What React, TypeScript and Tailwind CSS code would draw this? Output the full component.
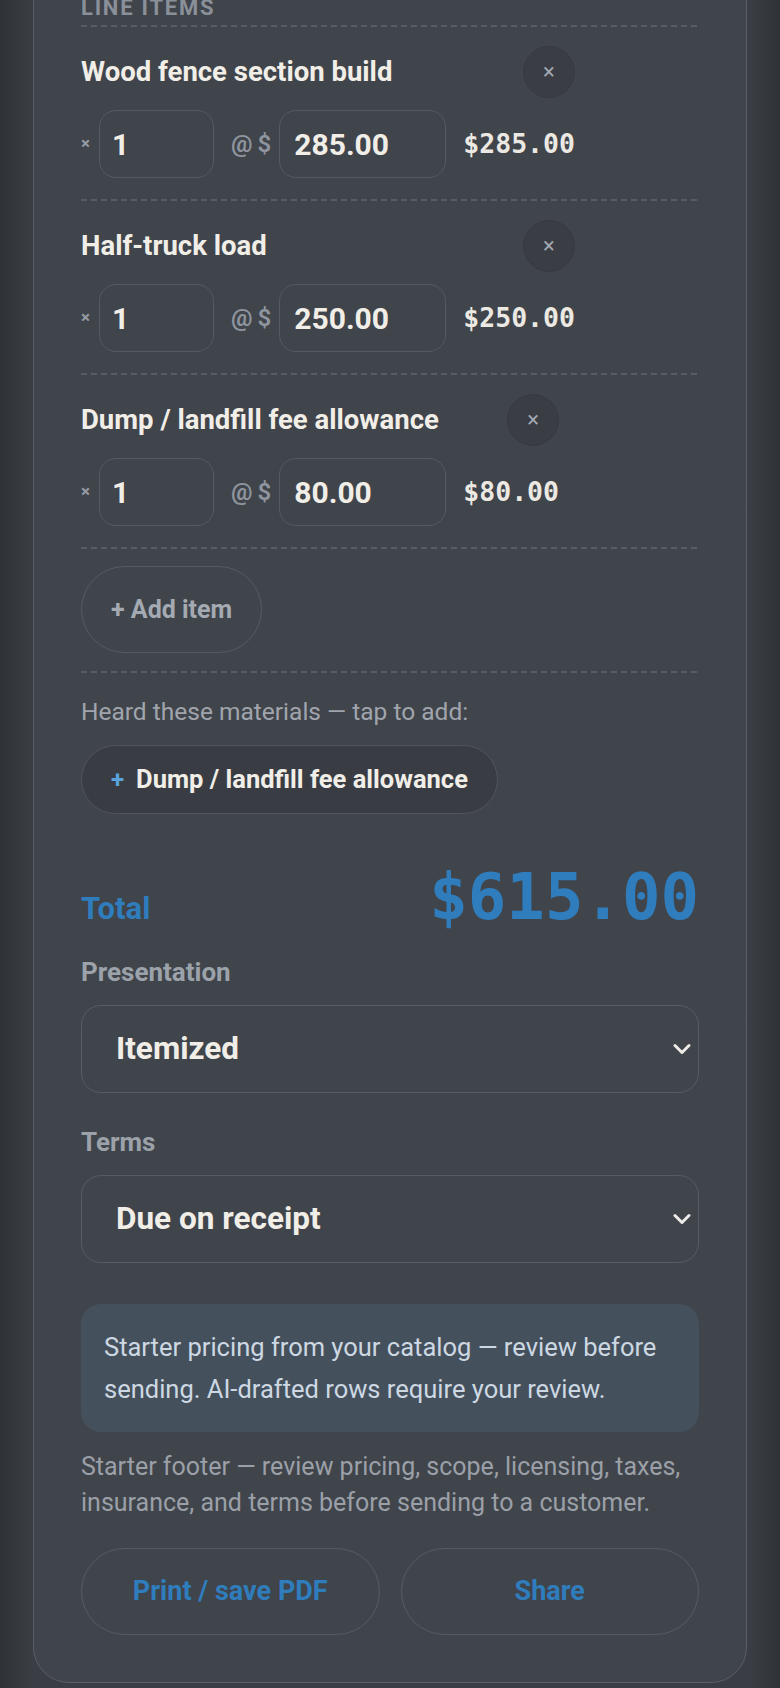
import React from 'react';

const items = [
  { name: 'Wood fence section build', qty: '1', price: '285.00', total: '$285.00' },
  { name: 'Half-truck load', qty: '1', price: '250.00', total: '$250.00' },
  { name: 'Dump / landfill fee allowance', qty: '1', price: '80.00', total: '$80.00' },
];

type Item = (typeof items)[number];

function Dash() {
  return (
    <div className="h-[2px] bg-[repeating-linear-gradient(90deg,#585d65_0px,#585d65_6px,transparent_6px,transparent_10px)]" />
  );
}

function LineItem({ item }: { item: Item }) {
  return (
    <div className="pt-[19px] pb-[21px]">
      <div className="inline-flex flex-col gap-[12px]">
        <div className="flex items-center justify-between">
          <h3 className="text-[27.5px] font-bold leading-[30px] text-[#f1eee8]">{item.name}</h3>
          <button className="flex h-[52px] w-[52px] items-center justify-center rounded-full border border-[#373a40] bg-[#3a3e44] text-[22px] leading-none text-[#a3a9b2]">
            ×
          </button>
        </div>
        <div className="flex items-center">
          <span className="mr-[9px] text-[17px] font-bold text-[#959ba4]">×</span>
          <input
            readOnly
            value={item.qty}
            className="h-[68px] w-[115px] rounded-[17px] border-[1.5px] border-[#555a62] bg-transparent pl-[12px] text-[30px] font-bold text-[#f1eee8] outline-none"
          />
          <span className="ml-[17px] text-[24px] font-semibold text-[#8f959e]">@</span>
          <span className="ml-[5px] mr-[8px] text-[24px] font-semibold text-[#8f959e]">$</span>
          <input
            readOnly
            value={item.price}
            className="h-[68px] w-[167px] rounded-[17px] border-[1.5px] border-[#555a62] bg-transparent pl-[14px] text-[30px] font-bold text-[#f1eee8] outline-none"
          />
          <span className="ml-[17px] font-['DejaVu_Sans_Mono',monospace] text-[26.5px] font-bold text-[#ece9e3]">
            {item.total}
          </span>
        </div>
      </div>
    </div>
  );
}

function Chevron() {
  return (
    <svg width="18" height="11" viewBox="0 0 18 11" fill="none" className="pointer-events-none absolute right-[8px] top-1/2 -translate-y-1/2">
      <polyline points="2,2 9,9 16,2" stroke="#eeece8" strokeWidth="3" strokeLinecap="round" strokeLinejoin="round" />
    </svg>
  );
}

function SelectField({ label, value, className }: { label: string; value: string; className?: string }) {
  return (
    <div className={className}>
      <label className="block text-[26px] font-bold leading-[28px] text-[#9ca2aa]">{label}</label>
      <div className="relative mt-[19px]">
        <select
          defaultValue={value}
          className="h-[88px] w-full appearance-none rounded-[20px] border-[1.5px] border-[#575c64] bg-transparent pl-[34px] text-[31.5px] font-bold text-[#f1eee8] outline-none"
        >
          <option>{value}</option>
        </select>
        <Chevron />
      </div>
    </div>
  );
}

export default function App() {
  return (
    <div className="min-h-[1688px] bg-[linear-gradient(90deg,#2f3237_0px,#3a3d43_30px,#3a3d43_calc(100%-30px),#2f3237_100%)] pb-[5px] font-['Roboto',sans-serif]">
      <div className="mx-[33px] -mt-[40px] rounded-b-[36px] border border-[#5a5e66] bg-[#40444b] px-[47px] pt-[34px] pb-[47px]">
        <h2 className="text-[22px] font-bold uppercase leading-[26px] tracking-[0.08em] text-[#8a9099]">Line items</h2>
        <div className="mt-[4px]">
          <Dash />
          {items.map((item) => (
            <div key={item.name}>
              <LineItem item={item} />
              <Dash />
            </div>
          ))}
        </div>

        <button className="mt-[17px] flex h-[87px] items-center rounded-full border-[1.5px] border-[#565b63] px-[29px] text-[25px] font-bold text-[#a4aab2]">
          + Add item
        </button>
        <div className="mt-[18px]">
          <Dash />
        </div>

        <p className="mt-[23px] text-[24.5px] leading-[32px] text-[#a0a5ad]">Heard these materials — tap to add:</p>
        <button className="mt-[17px] flex h-[69px] items-center gap-[12px] rounded-full border-[1.5px] border-[#50555d] bg-[#393d43] px-[29px]">
          <span className="text-[24px] font-bold text-[#5aa2dc]">+</span>
          <span className="text-[25.5px] font-bold text-[#f1eee8]">Dump / landfill fee allowance</span>
        </button>

        <div className="mt-[51px] flex items-baseline justify-between">
          <span className="text-[31px] font-bold text-[#2f7dbd]">Total</span>
          <span className="font-['DejaVu_Sans_Mono',monospace] text-[64px] font-bold leading-none text-[#2f7dbd]">
            $615.00
          </span>
        </div>

        <SelectField label="Presentation" value="Itemized" className="mt-[25px]" />
        <SelectField label="Terms" value="Due on receipt" className="mt-[35px]" />

        <div className="mt-[41px] rounded-[20px] bg-[#44515c] px-[23px] py-[22px] text-[25.5px] leading-[42px] text-[#cdd8e3]">
          Starter pricing from your catalog — review before sending. AI-drafted rows require your review.
        </div>

        <p className="mt-[17px] text-[25px] leading-[36px] text-[#9ba0a8]">
          Starter footer — review pricing, scope, licensing, taxes, insurance, and terms before sending to a customer.
        </p>

        <div className="mt-[27px] grid grid-cols-2 gap-[21px]">
          <button className="h-[87px] rounded-full border-[1.5px] border-[#565b63] text-[27px] font-bold text-[#2f7dbd]">
            Print / save PDF
          </button>
          <button className="h-[87px] rounded-full border-[1.5px] border-[#565b63] text-[27px] font-bold text-[#2f7dbd]">
            Share
          </button>
        </div>
      </div>
    </div>
  );
}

· · · ·

Find the lines above that contain the word "React" and collect them.

-- Task result --
What React, TypeScript and Tailwind CSS code would draw this? Output the full component.
import React from 'react';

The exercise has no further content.